There are men who are devoted fathers, who stay in relationships because they don’t want to subject their children to the stress of a break-up. These are some of the most common reasons attributed to men who stay in bad relationships, and there are undoubtedly many others. But there are some explanations that apply to men that rarely apply to women.

Men have a psychological ability to compartmentalize; that is, to subconsciously divide the parts of their lives in such a way that one area does not intrude upon another area. For example, when a man is at work he is usually able to block out thoughts of his home life, of his marriage, or of any problem that might interfere with his ability to do his job. On the other hand, a woman is more likely to lump all facets of her existence (work, family, marriage, neighbors, etc.) into one big category that she might view as ‘my life.’ Women, therefore, are more likely than men to think about family problems while at work, or about work-related problems at home, and might be less efficient at work or less attentive at home because thoughts of other areas of their lives are intruding. That’s one reason why when men have more extra-marital affairs than women; philandering males often attempt to explain their behavior by saying something like, “Sleeping with her doesn’t hurt my family in any way; I still support them, I come home every night, I still have sex with my wife, my children have everything they need.” A woman contemplating infidelity might say, “I couldn’t have an affair; I couldn’t do that to my family.” Therefore, when a man is in a bad relationship, he can literally forget about it when he’s at work, or when he’s playing sports, or when taking his kids to the dentist. The stress of a dysfunctional relationship is confined to the home, and does not interfere with any other part of his life, and hence, appears to be more manageable.

Some men stay in lousy relationships because of sex and/or because their partners are extremely attractive. Women might tolerate a bad relationship with good sex for a while, but men might actually prolong the connection for years. Since women tend to perceive sexual satisfaction as inherently connected to the qualities of the relationship in which it exists, even terrific, screaming, clawing, sex will eventually be defined (albeit unconsciously) as unpalatable if the overall relationship is unsatisfactory. Also, while women can be enticed into a relationship by a man who is insufferably handsome, if it turns out to be dysfunctional, they will rarely stay just because he’s easy on the eyes. Men, on the other hand, are more likely to stay in a bad relationship with a woman who is terminally pretty, for a few reasons. Men have a greater ability than women to separate sex from the other component parts of a relationship; if you ask a man if he is satisfied with the sex in a given relationship, he will answer based on what he thinks of the sex he has had with the woman in question.

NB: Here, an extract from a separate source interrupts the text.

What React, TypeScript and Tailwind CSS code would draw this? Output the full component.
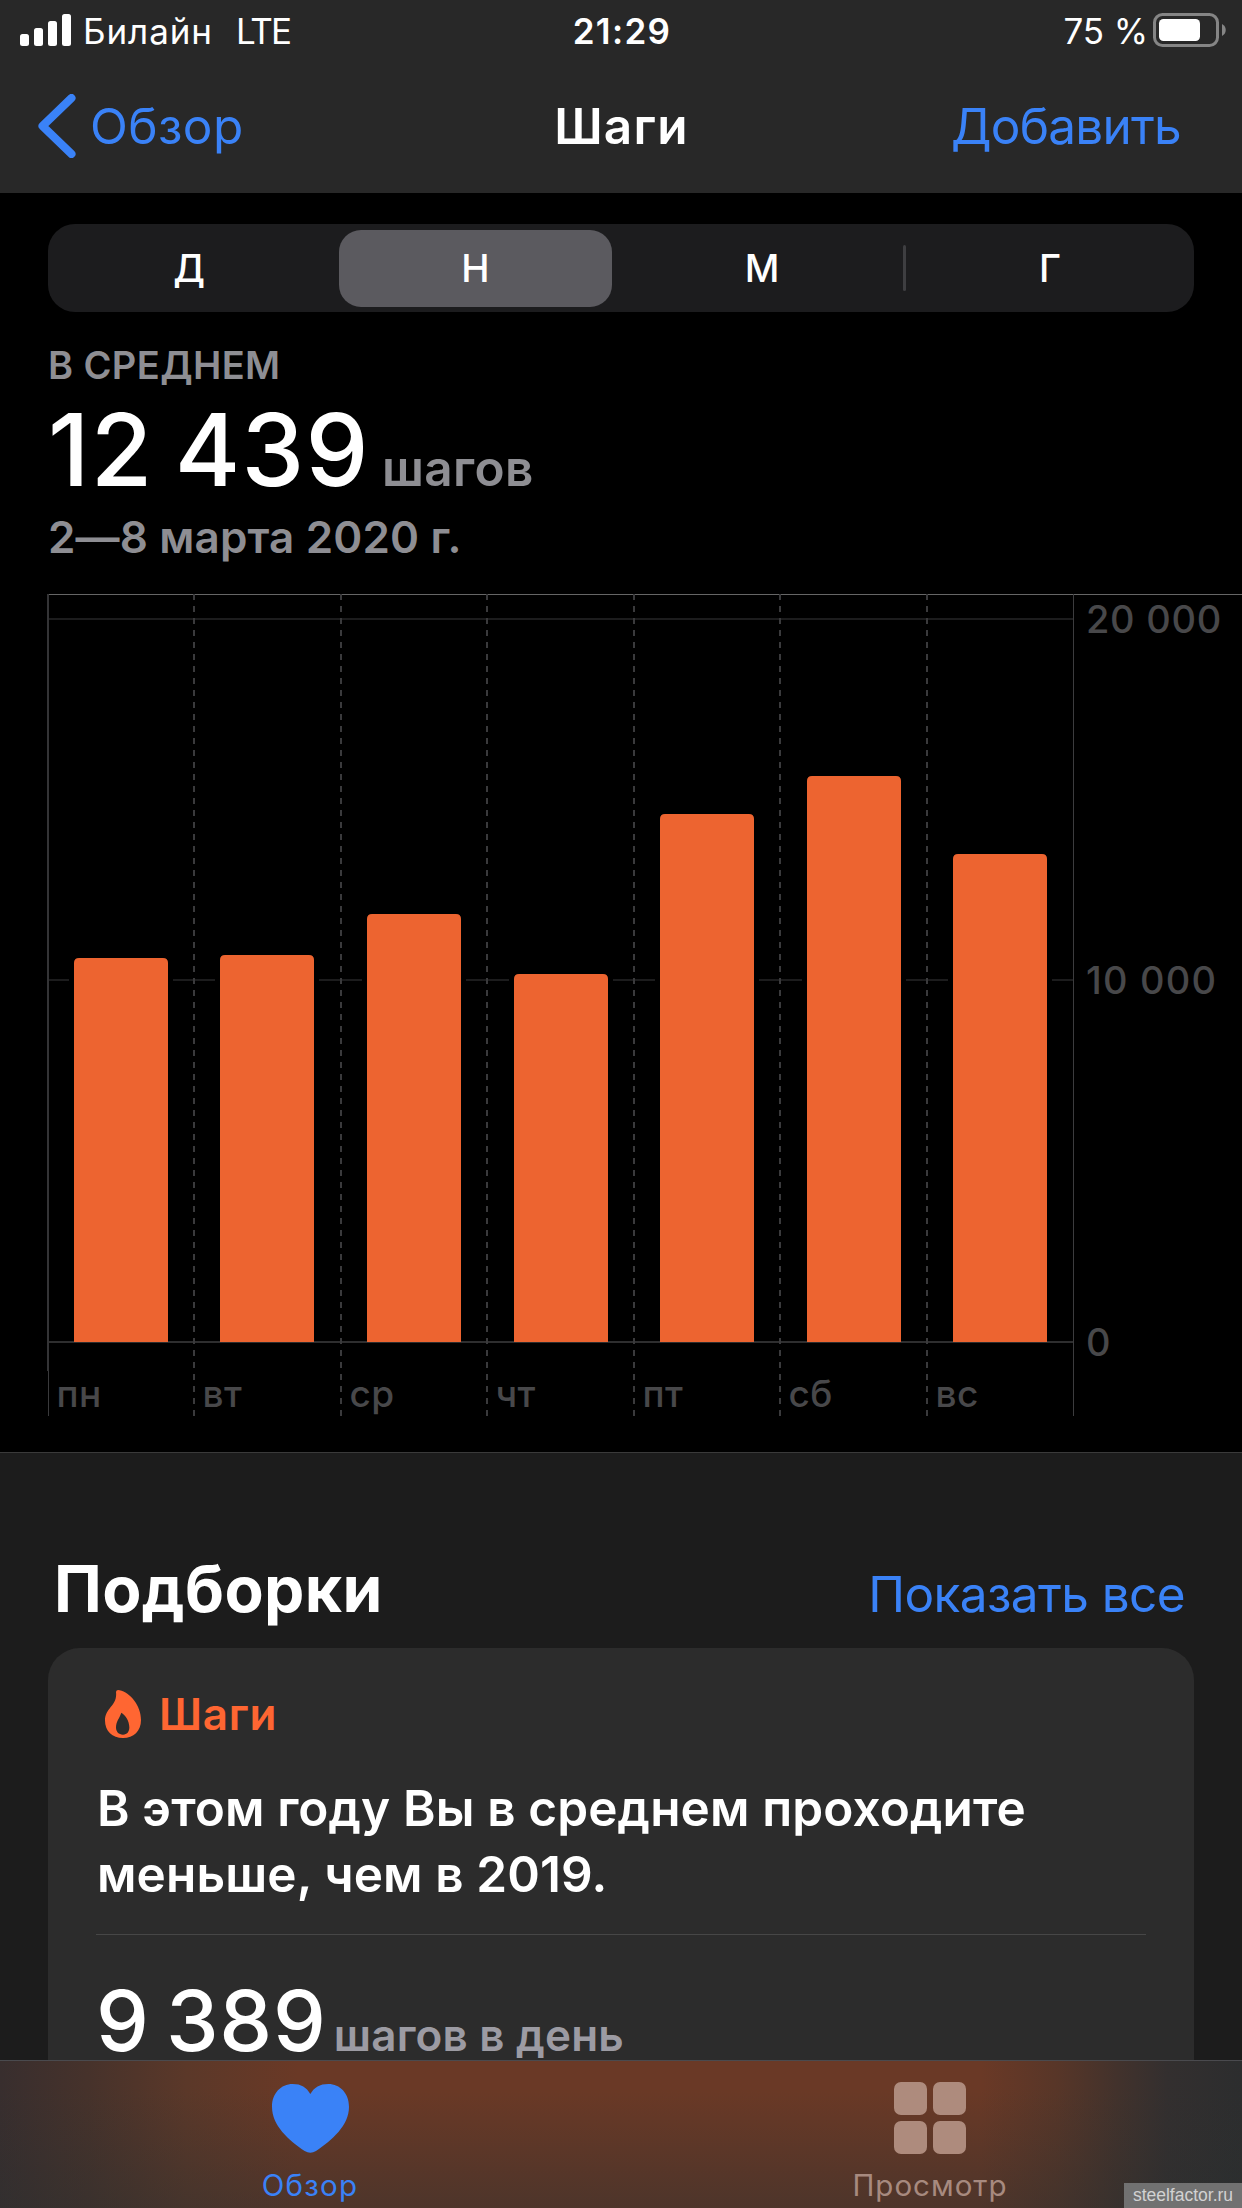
import clsx from 'clsx'

const periods = [
    { label: 'Д', width: 'w-[282px]' },
    { label: 'Н', width: 'w-[291px]', active: true },
    { label: 'М', width: 'w-[282px]' },
    { label: 'Г', width: 'w-[291px]', divider: true },
]

// x: left edge of the day column, top: top edge of the bar
const days = [
    { label: 'пн', x: 48, bar: 74, top: 364 },
    { label: 'вт', x: 194, bar: 220, top: 361 },
    { label: 'ср', x: 341, bar: 367, top: 320 },
    { label: 'чт', x: 487, bar: 514, top: 380 },
    { label: 'пт', x: 634, bar: 660, top: 220 },
    { label: 'сб', x: 780, bar: 807, top: 182 },
    { label: 'вс', x: 927, bar: 953, top: 260 },
]

const BASE = 748
const BAR_WIDTH = 94

function SignalIcon() {
    return (
        <svg width="52" height="34" viewBox="0 0 52 34" fill="#fff" aria-hidden="true">
            <rect x="0" y="20" width="9" height="12" rx="2.5" />
            <rect x="14" y="14" width="9" height="18" rx="2.5" />
            <rect x="28" y="7" width="9" height="25" rx="2.5" />
            <rect x="42" y="0" width="9" height="32" rx="2.5" />
        </svg>
    )
}

function BatteryIcon() {
    return (
        <svg width="73" height="38" viewBox="0 0 73 38" aria-hidden="true">
            <rect x="1.5" y="2.5" width="63" height="31" rx="8" fill="none" stroke="#858585" strokeWidth="3" />
            <rect x="6" y="7" width="41" height="22" rx="4.5" fill="#fff" />
            <path d="M69 12 C74 14.500 74 21.500 69 24 Z" fill="#858585" />
        </svg>
    )
}

function StatusBar() {
    return (
        <div className="grid h-[62px] grid-cols-3 items-center pl-5 pr-4 text-[35px] text-white">
            <div className="flex items-center">
                <SignalIcon />
                <span className="ml-[11px] tracking-[0.9px]">Билайн</span>
                <span className="ml-[23px] tracking-[-2px]">LTE</span>
            </div>
            <div className="mr-[2px] text-center font-semibold tracking-[1.3px]">21:29</div>
            <div className="flex items-center justify-end gap-[5px]">
                <span className="tracking-[-0.1px]">75 %</span>
                <BatteryIcon />
            </div>
        </div>
    )
}

function NavBar() {
    return (
        <div className="grid h-[131px] grid-cols-3 items-center pb-[3px] pl-[38px] pr-[61px] text-[49.5px]">
            <div className="flex items-center text-[#3a82f7]">
                <svg width="38" height="64" viewBox="0 0 38 64" fill="none" aria-hidden="true">
                    <path d="M33.500 4 L4.500 32 L33.500 60" stroke="currentColor" strokeWidth="8" strokeLinecap="round" strokeLinejoin="round" />
                </svg>
                <span className="ml-[14px] tracking-[0.4px]">Обзор</span>
            </div>
            <div className="ml-6 text-center font-semibold tracking-[1.2px] text-white">Шаги</div>
            <div className="text-right tracking-[-0.77px] text-[#3a82f7]">Добавить</div>
        </div>
    )
}

function PeriodControl() {
    return (
        <div className="mx-12 mt-[31px] flex h-[88px] rounded-[27px] bg-[#1c1c1e] text-[38px] font-medium text-white">
            {periods.map(p => (
                <div key={p.label} className={clsx('flex items-center', p.width)}>
                    {p.divider && <div className="h-[46px] w-[3px] rounded-full bg-[#3e3e41]" />}
                    <div
                        className={clsx(
                            'flex flex-1 items-center justify-center',
                            p.active && 'mx-[9px] h-[77px] rounded-[22px] bg-[#5b5a5f]',
                        )}
                    >
                        {p.label}
                    </div>
                </div>
            ))}
        </div>
    )
}

function Summary() {
    return (
        <div className="mt-[31px] pl-[48px] font-semibold text-[#8e8e93]">
            <div className="text-[38px] leading-[44px] tracking-[0.4px]">В СРЕДНЕМ</div>
            <div className="mt-[13px] flex h-[100px] items-baseline">
                <span className="text-[100px] leading-[100px] font-medium tracking-[1.3px] text-white [word-spacing:-7px]">12 439</span>
                <span className="ml-[12px] text-[49.5px] leading-none tracking-[0.36px]">шагов</span>
            </div>
            <div className="mt-[11px] text-[44px] leading-[52px] tracking-[0.15px]">2—8 марта 2020 г.</div>
        </div>
    )
}

function StepsChart() {
    return (
        <svg className="mt-[31px] block font-medium" width="1242" height="822" viewBox="0 0 1242 822">
            <g fill="#1c1c1d">
                <rect x="49" y="24" width="1024" height="2" />
                <rect x="49" y="385" width="1024" height="2" />
            </g>
            <rect x="49" y={BASE - 1} width="1024" height="2" fill="#2e2e2f" />

            {/* Week frame */}
            <rect x="48" y="0" width="1194" height="1" fill="#666666" />
            <rect x="47" y="0" width="2" height="777" fill="#343436" />
            <rect x="48" y="777" width="1" height="45" fill="#3a3a3c" />
            <rect x="1073" y="0" width="1" height="822" fill="#3c3c3e" />
            {days.slice(1).map(d => (
                <line key={d.label} x1={d.x} x2={d.x} y1="0" y2="822" stroke="#3a3a3c" strokeWidth="2" strokeDasharray="6 6" />
            ))}

            {days.map(d => (
                <g key={d.label}>
                    <rect x={d.bar - 5} y={d.top - 5} width={BAR_WIDTH + 10} height={BASE - d.top + 4} fill="#000" />
                    <path
                        d={`M${d.bar} ${BASE} V${d.top + 5} q0 -5 5 -5 h${BAR_WIDTH - 10} q5 0 5 5 V${BASE} Z`}
                        fill="#ed6430"
                    />
                    <text x={d.x + 8.5} y="813" fontSize="37" letterSpacing="0.4" fill="#48484a">{d.label}</text>
                </g>
            ))}

            <g fontSize="38" fill="#48484a">
                <text x="1086" y="39" letterSpacing="0.7">20 000</text>
                <text x="1086" y="400" letterSpacing="1.2">10 000</text>
                <text x="1086" y="762">0</text>
            </g>
        </svg>
    )
}

function FlameIcon() {
    return (
        <svg width="36" height="48" viewBox="0 0 108 144" fill="#ff6632" aria-hidden="true">
            <path
                fillRule="evenodd"
                d="M33 6 Q34 -2 44 1 C75 8 108 46 108 90 C108 123 86 144 54 144 C22 144 0 122 0 92 C0 52 38 48 33 6 Z M49 68 C43 85 33 95 33 112 C33 126 41 134 54 134 C66 134 73 126 73 112 C73 92 60 74 49 68 Z"
            />
        </svg>
    )
}

function Highlights() {
    return (
        <section className="mt-9 h-[608px] border-t border-[#3a3a3a] bg-[#1c1c1c]">
            <div className="flex items-baseline justify-between pl-[54px] pr-[57px] pt-[98px]">
                <h2 className="text-[64px] leading-[76px] font-bold tracking-[0.4px] text-white">Подборки</h2>
                <span className="text-[49.5px] leading-[60px] tracking-[-0.59px] text-[#3a82f7]">Показать все</span>
            </div>
            <div className="mx-12 mt-[21px] h-[412px] rounded-t-[32px] bg-[#2c2c2c] px-12 pt-10">
                <div className="ml-[9px] flex items-center gap-[18px]">
                    <FlameIcon />
                    <span className="text-[44px] leading-[52px] font-semibold tracking-[0.7px] text-[#ff6632]">Шаги</span>
                </div>
                <p className="mt-[35px] ml-px text-[49.5px] leading-[66px] font-semibold tracking-[0.12px] text-white">
                    В этом году Вы в среднем проходите
                    <br />
                    меньше, чем в 2019.
                </p>
                <div className="mt-[27px] h-px bg-[#474747]" />
                <div className="mt-12 flex items-baseline">
                    <span className="text-[84px] leading-[76px] font-medium tracking-[0.8px] text-white [word-spacing:-7px]">9 389</span>
                    <span className="ml-[7px] text-[44px] leading-none font-semibold tracking-[0.2px] text-[#9c9ba3]">шагов в день</span>
                </div>
            </div>
        </section>
    )
}

function TabBar() {
    return (
        <nav className="h-[148px] border-t border-[#4a4a4e] bg-[linear-gradient(to_bottom,rgba(43,48,48,0)_20%,rgba(43,48,48,0.45)_100%),linear-gradient(to_right,#382e2e_0%,#46322b_7%,#5b3829_15%,#6a3926_24%,#6a3926_79%,#583628_85%,#42322c_90%,#332f2f_94%,#2c2d2e_100%)]">
            <div className="grid grid-cols-2 pt-[21px] pr-[2px] text-[29.5px] leading-9">
                <div className="flex flex-col items-center text-[#3a82f7]">
                    <div className="flex h-[72px] items-center">
                        <svg width="77" height="69" viewBox="0 0 231 207" fill="currentColor" aria-hidden="true">
                            <path d="M115 30 C103 10 88 0 62 0 C27 0 0 28 0 68 C0 125 50 168 98 201 Q115 212 132 201 C180 168 231 125 231 68 C231 28 204 0 169 0 C143 0 127 10 115 30 Z" />
                        </svg>
                    </div>
                    <span className="mt-[13px] tracking-[1.2px]">Обзор</span>
                </div>
                <div className="flex flex-col items-center text-[#a78a7f]">
                    <div className="grid h-[72px] grid-cols-2 gap-[6px]">
                        {[0, 1, 2, 3].map(i => (
                            <div key={i} className="size-[33px] rounded-[7px] bg-[#ae8b7d]" />
                        ))}
                    </div>
                    <span className="mt-[13px] tracking-[1px]">Просмотр</span>
                </div>
            </div>
        </nav>
    )
}

export default function App() {
    return (
        <div className="relative h-[2208px] w-[1242px] overflow-hidden bg-black font-['Inter',sans-serif]">
            <header className="bg-[#282828]">
                <StatusBar />
                <NavBar />
            </header>
            <PeriodControl />
            <Summary />
            <StepsChart />
            <Highlights />
            <TabBar />
            <div className="absolute right-0 bottom-0 flex h-[25px] w-[118px] items-center justify-center bg-[#717171] font-['Liberation_Sans',sans-serif] text-[17.5px] text-[#d2d2d2]">
                steelfactor.ru
            </div>
        </div>
    )
}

As mentioned above, when one asks a woman if she is satisfied with the sex in a relationship, her answer will reflect her perception of a variety of relational issues; most notably, how she feels about the relationship in general. Unlike women, men perceive sex as connected to a particular partner, not to a particular relationship. A terrible relationship can contain great sex, and since most men want more sex than most women, their ability to compartmentalize will allow them to remain in an otherwise lousy relationship if the sex is good. Another reason for this is that men are not as likely as women are to have been taught that it’s better to ‘make love’ than to just have sex, because the really meaningful, satisfying sexual encounters are those in which there are true feelings between the partners. As the comedian Billy Crystal said in the movie ‘City Slickers,’ “Women are looking for a reason to have sex; men are just looking for a place.”